Dia mencontohkan kapal kontainer yang ke Amerika sekarang tidak sebanyak dulu, begitu juga dengan jadwal penerbangan dan sebagainya, yang berdampak pada rantai pasokan. Pangan, jelasnya, akan mendorong inflasi semakin luas. Karena itu, perlu jadi perhatian utama.

Pemerintah harus membuat kebijakan-kebijakan yang membantu rantai pasok, misalnya memastikan ketersediaan pupuk bersubsidi yang sering langka. Selain itu, menyerap berbagi produk subtitusi impor, baik dengan subsidi atau cara lainnya agar menekan impor.

"Pengendalian inflasi juga bisa dilakukan lewat sektor energi. Kabarnya, Juli, listrik akan naik, tapi aturan untuk pemanfaatan atau pembangkit listrik tenaga surya kurang mendukung. Padahal, ini bisa digunakan untuk meredam lonjakan inflasi yang jelas akan semakin tinggi jika listrik naik," tutur Leo.

Tingkatkan Subsidi

Gubernur BI, Perry Warjiyo, memperkirakan inflasi yang diukur atas Indeks Harga Konsumen (IHK) pada tahun 2022 akan meningkat hingga mencapai 4,2 persen.

"Namun, inflasi inti dan ekspektasi inflasi masih bisa terkendali di dalam kisaran dua persen sampai empat persen pada tahun ini dan tahun depan," kata Perry dalam seminar bertajuk "Managing Inflation to Boost Economic Growth".

Hal itu, jelasnya, sebagai cerminan koordinasi fiskal dan moneter yang sangat kuat, di mana fiskal meningkatkan subsidi sehingga tidak semua kenaikan harga energi dan komoditas dunia berdampak kepada inflasi dalam negeri dan BI ikut berpartisipasi dalam pembiayaan anggaran negara untuk tahun ini.
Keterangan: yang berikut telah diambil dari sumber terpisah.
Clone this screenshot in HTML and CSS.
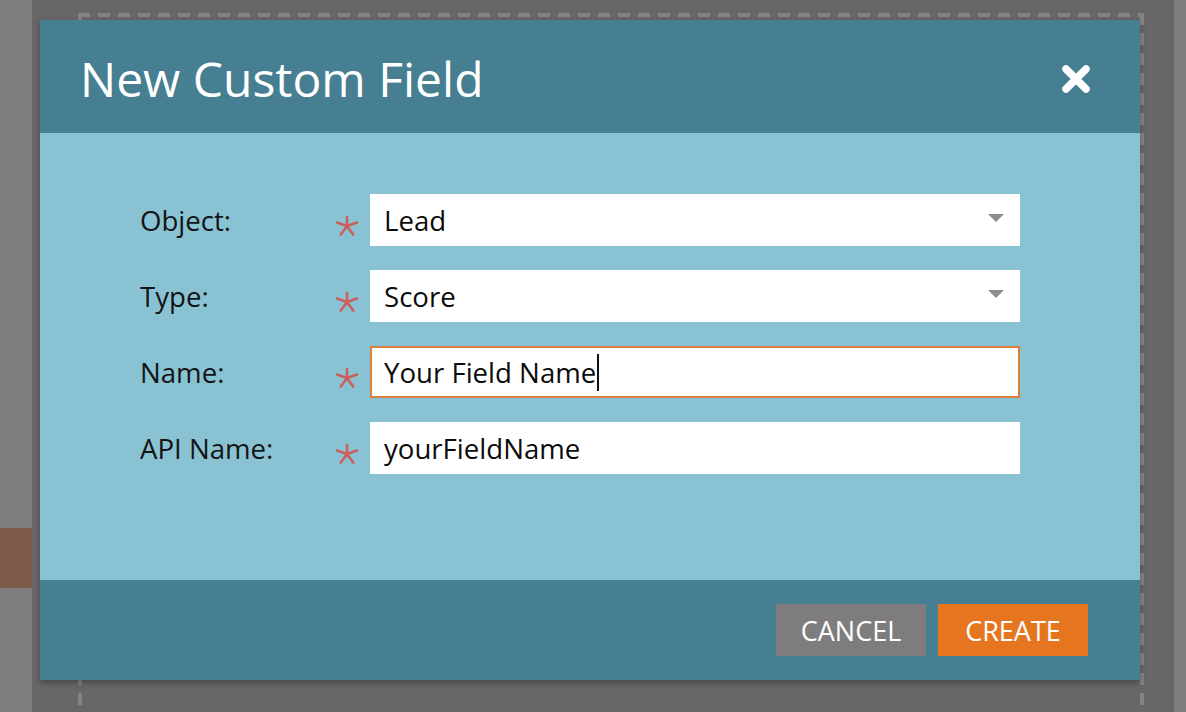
FILE: index.html
```html
<!DOCTYPE html>
<html lang="en">
<head>
<meta charset="utf-8">
<title>New Custom Field</title>
<link rel="stylesheet" href="styles.css">
</head>
<body>
<div class="page">
  <aside class="sidebar"><div class="sidebar-mark"></div></aside>
  <main class="canvas"><div class="frame"></div></main>
  <aside class="rightbar"></aside>
</div>

<div class="modal" role="dialog" aria-labelledby="dlg-title">
  <header class="modal-header">
    <h1 id="dlg-title" class="modal-title">New Custom Field</h1>
    <button class="close" aria-label="Close">
      <svg width="30" height="30" viewBox="0 0 30 30"><path d="M5 5 L25 25 M25 5 L5 25" stroke="#fff" stroke-width="7.5" stroke-linecap="round"/></svg>
    </button>
  </header>
  <section class="modal-body">
    <div class="form">
      <div class="label">Object:</div>
      <div class="req"><svg class="star" width="24" height="22" viewBox="0 0 24 22"><path d="M12 2 V11 M12 11 L22 7.6 M12 11 L2 7.6 M12 11 L18.2 19.6 M12 11 L5.8 19.6" stroke="#c9605e" stroke-width="2.6" stroke-linecap="round"/></svg></div>
      <div class="field select">Lead<span class="caret"></span></div>

      <div class="label">Type:</div>
      <div class="req"><svg class="star" width="24" height="22" viewBox="0 0 24 22"><path d="M12 2 V11 M12 11 L22 7.6 M12 11 L2 7.6 M12 11 L18.2 19.6 M12 11 L5.8 19.6" stroke="#c9605e" stroke-width="2.6" stroke-linecap="round"/></svg></div>
      <div class="field select">Score<span class="caret"></span></div>

      <div class="label">Name:</div>
      <div class="req"><svg class="star" width="24" height="22" viewBox="0 0 24 22"><path d="M12 2 V11 M12 11 L22 7.6 M12 11 L2 7.6 M12 11 L18.2 19.6 M12 11 L5.8 19.6" stroke="#c9605e" stroke-width="2.6" stroke-linecap="round"/></svg></div>
      <div class="field focused"><span class="typed">Your Field Name</span><span class="cursor"></span></div>

      <div class="label">API Name:</div>
      <div class="req"><svg class="star" width="24" height="22" viewBox="0 0 24 22"><path d="M12 2 V11 M12 11 L22 7.6 M12 11 L2 7.6 M12 11 L18.2 19.6 M12 11 L5.8 19.6" stroke="#c9605e" stroke-width="2.6" stroke-linecap="round"/></svg></div>
      <div class="field">yourFieldName</div>
    </div>
  </section>
  <footer class="modal-footer">
    <button class="btn btn-cancel">CANCEL</button>
    <button class="btn btn-create">CREATE</button>
  </footer>
</div>
</body>
</html>
```

FILE: styles.css
```css
* { box-sizing: border-box; }

html, body {
  margin: 0;
  padding: 0;
  width: 1186px;
  height: 712px;
  overflow: hidden;
  background: #686668;
  font-family: "Open Sans", "Noto Sans", sans-serif;
}

.page {
  display: flex;
  height: 712px;
}

.sidebar {
  width: 32px;
  flex: none;
  background: #7f7e7f;
  padding-top: 528px;
}

.sidebar-mark {
  height: 60px;
  background: #7e5a4b;
}

.canvas {
  flex: 1;
  padding: 13px 30px 0 46px;
}

.frame {
  height: 100%;
  background:
    repeating-linear-gradient(90deg, #858385 0 12px, transparent 12px 20px) left top / 100% 4px no-repeat,
    repeating-linear-gradient(180deg, #858385 0 12px, transparent 12px 20px) left top / 4px 100% no-repeat,
    repeating-linear-gradient(180deg, #858385 0 12px, transparent 12px 20px) right top / 4px 100% no-repeat;
}

.rightbar {
  width: 12px;
  flex: none;
  background: #7f7e7f;
}

/* Modal overlay */
.modal {
  position: absolute;
  left: 40px;
  top: 20px;
  width: 1100px;
  display: flex;
  flex-direction: column;
  box-shadow: 0 3px 6px rgba(0, 0, 0, 0.3);
}

.modal-header {
  height: 113px;
  background: #467f92;
  display: flex;
  align-items: center;
  justify-content: space-between;
  padding: 5px 49px 0 40px;
}

.modal-title {
  margin: 0;
  font-weight: 400;
  font-size: 48px;
  line-height: 48px;
  color: #ffffff;
}

.close {
  border: 0;
  padding: 0;
  margin-top: 0;
  background: transparent;
  width: 30px;
  height: 30px;
  display: flex;
}

.modal-body {
  height: 447px;
  background: #89c3d3;
  padding: 61px 0 0 100px;
}

.form {
  display: grid;
  grid-template-columns: 195px 35px 650px;
  grid-auto-rows: 52px;
  row-gap: 24px;
  align-items: center;
}

.label {
  font-size: 27.6px;
  color: #141414;
}

.req {
  display: flex;
  align-items: center;
  height: 52px;
  padding-top: 12px;
}

.field {
  position: relative;
  height: 52px;
  background: #ffffff;
  display: flex;
  align-items: center;
  padding: 0 14px 0 14px;
  font-size: 27.6px;
  color: #0c0c0c;
}

.field.focused {
  border: 2px solid #d8823c;
  padding-left: 12px;
}

.cursor {
  display: inline-block;
  width: 2px;
  height: 37px;
  background: #111;
  margin-left: 1px;
}

.caret {
  position: absolute;
  right: 16px;
  top: 20px;
  width: 0;
  height: 0;
  border-left: 8px solid transparent;
  border-right: 8px solid transparent;
  border-top: 8px solid #8d8d8d;
}

.modal-footer {
  height: 100px;
  background: #467f92;
  display: flex;
  justify-content: flex-end;
  align-items: center;
  gap: 12px;
  padding-right: 52px;
}

.btn {
  width: 150px;
  height: 52px;
  border: 0;
  padding: 0;
  font-family: "Open Sans", "Noto Sans", sans-serif;
  font-size: 27px;
  color: #ffffff;
  display: flex;
  align-items: center;
  justify-content: center;
}

.btn-cancel { background: #7f7c7e; }
.btn-create { background: #e5761f; }
```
Koordinasi tersebut berhasil menahan dampak dari kenaikan harga komoditas yang tinggi baik harga energi maupun harga pangan dunia terhadap inflasi di Tanah Air. Kondisi Indonesia, lanjutnya, tentunya berbeda dengan negara-negara lain yang kini sedang mengalami lonjakan inflasi yang tinggi hingga mencapai dua digit.

Menurut Perry, langkah pemerintah dalam meningkatkan subsidi khususnya premium, diesel, listrik, LPG, dan meningkatkan bantuan sosial sangat membantu menyikapi kenaikan harga energi dan pangan dunia.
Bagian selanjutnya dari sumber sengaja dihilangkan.